## Start Stored rows

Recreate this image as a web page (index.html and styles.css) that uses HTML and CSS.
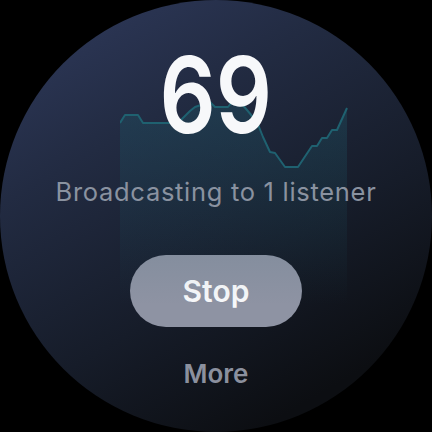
FILE: index.html
```html
<!DOCTYPE html>
<html>
<head>
<meta charset="utf-8">
<link rel="stylesheet" href="styles.css">
</head>
<body>
<div class="watch">
  <svg class="chart" viewBox="120 95 228 210" width="228" height="210">
    <defs>
      <linearGradient id="fillg" x1="0" y1="0" x2="0" y2="1">
        <stop offset="0" stop-color="#1f5a6a" stop-opacity="0.35"/>
        <stop offset="1" stop-color="#1f5a6a" stop-opacity="0"/>
      </linearGradient>
    </defs>
    <polygon fill="url(#fillg)" points="120,123 125,115 138,115 143,123 178,123 182,119 186,115 190,111 195,107 210,102 215,107 228,107 232,102 240,102 247,110 257,122 263,137 270,152 275,153 285,167 298,167 312,146 317,146 322,138 327,138 332,130 337,130 347,108 347,305 120,305"/>
    <polyline fill="none" stroke="#1f6170" stroke-width="2" stroke-linejoin="round" points="120,123 125,115 138,115 143,123 178,123 182,119 186,115 190,111 195,107 210,102 215,107 228,107 232,102 240,102 247,110 257,122 263,137 270,152 275,153 285,167 298,167 312,146 317,146 322,138 327,138 332,130 337,130 347,108"/>
  </svg>
  <div class="value">69</div>
  <div class="status">Broadcasting to 1 listener</div>
  <div class="stop">Stop</div>
  <div class="more">More</div>
</div>
</body>
</html>
```
FILE: styles.css
```css
html, body {
  margin: 0;
  padding: 0;
  background: #000;
}
.watch {
  position: relative;
  width: 432px;
  height: 432px;
  border-radius: 50%;
  overflow: hidden;
  background: linear-gradient(150deg, #303b5e 0%, #222b42 30%, #161c29 60%, #0c0e12 85%);
  display: flex;
  flex-direction: column;
  align-items: center;
  font-family: Inter, "Noto Sans", sans-serif;
}
.chart {
  position: absolute;
  left: 120px;
  top: 95px;
}
.value {
  position: relative;
  margin-top: 42px;
  font-size: 106px;
  line-height: 1;
  font-weight: 600;
  color: #f7f8fa;
  transform: scaleX(0.83);
}
.status {
  position: relative;
  margin-top: 31px;
  font-size: 25.5px;
  letter-spacing: 0.7px;
  line-height: 1;
  color: #8a92a0;
}
.stop {
  margin-top: 50px;
  width: 172px;
  height: 72px;
  border-radius: 36px;
  background: #8e93a3;
  color: #f7f8fa;
  font-size: 30px;
  font-weight: 600;
  display: flex;
  align-items: center;
  justify-content: center;
}
.more {
  margin-top: 34px;
  font-size: 26px;
  line-height: 1;
  font-weight: 600;
  color: #8b909e;
}
```
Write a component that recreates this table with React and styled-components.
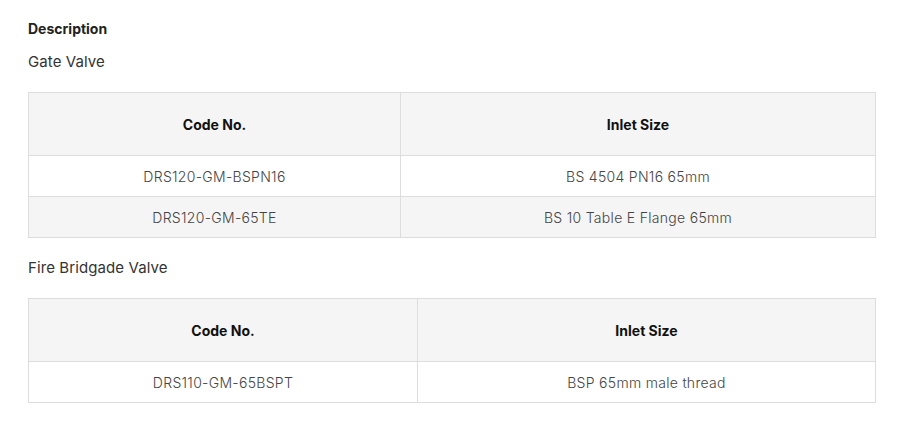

## End Stored rows

=== Aim ===
All records should be output exactly, with the pictures left out.

=== Response below ===
Recreate this image as a web page (index.html and styles.css) that uses HTML and CSS.
FILE: index.html
```html
<!DOCTYPE html>
<html>
<head>
<meta charset="utf-8">
<link rel="stylesheet" href="styles.css">
</head>
<body>
<div class="watch">
  <svg class="chart" viewBox="120 95 228 210" width="228" height="210">
    <defs>
      <linearGradient id="fillg" x1="0" y1="0" x2="0" y2="1">
        <stop offset="0" stop-color="#1f5a6a" stop-opacity="0.35"/>
        <stop offset="1" stop-color="#1f5a6a" stop-opacity="0"/>
      </linearGradient>
    </defs>
    <polygon fill="url(#fillg)" points="120,123 125,115 138,115 143,123 178,123 182,119 186,115 190,111 195,107 210,102 215,107 228,107 232,102 240,102 247,110 257,122 263,137 270,152 275,153 285,167 298,167 312,146 317,146 322,138 327,138 332,130 337,130 347,108 347,305 120,305"/>
    <polyline fill="none" stroke="#1f6170" stroke-width="2" stroke-linejoin="round" points="120,123 125,115 138,115 143,123 178,123 182,119 186,115 190,111 195,107 210,102 215,107 228,107 232,102 240,102 247,110 257,122 263,137 270,152 275,153 285,167 298,167 312,146 317,146 322,138 327,138 332,130 337,130 347,108"/>
  </svg>
  <div class="value">69</div>
  <div class="status">Broadcasting to 1 listener</div>
  <div class="stop">Stop</div>
  <div class="more">More</div>
</div>
</body>
</html>
```
FILE: styles.css
```css
html, body {
  margin: 0;
  padding: 0;
  background: #000;
}
.watch {
  position: relative;
  width: 432px;
  height: 432px;
  border-radius: 50%;
  overflow: hidden;
  background: linear-gradient(150deg, #303b5e 0%, #222b42 30%, #161c29 60%, #0c0e12 85%);
  display: flex;
  flex-direction: column;
  align-items: center;
  font-family: Inter, "Noto Sans", sans-serif;
}
.chart {
  position: absolute;
  left: 120px;
  top: 95px;
}
.value {
  position: relative;
  margin-top: 42px;
  font-size: 106px;
  line-height: 1;
  font-weight: 600;
  color: #f7f8fa;
  transform: scaleX(0.83);
}
.status {
  position: relative;
  margin-top: 31px;
  font-size: 25.5px;
  letter-spacing: 0.7px;
  line-height: 1;
  color: #8a92a0;
}
.stop {
  margin-top: 50px;
  width: 172px;
  height: 72px;
  border-radius: 36px;
  background: #8e93a3;
  color: #f7f8fa;
  font-size: 30px;
  font-weight: 600;
  display: flex;
  align-items: center;
  justify-content: center;
}
.more {
  margin-top: 34px;
  font-size: 26px;
  line-height: 1;
  font-weight: 600;
  color: #8b909e;
}
```
Write a component that recreates this table with React and styled-components.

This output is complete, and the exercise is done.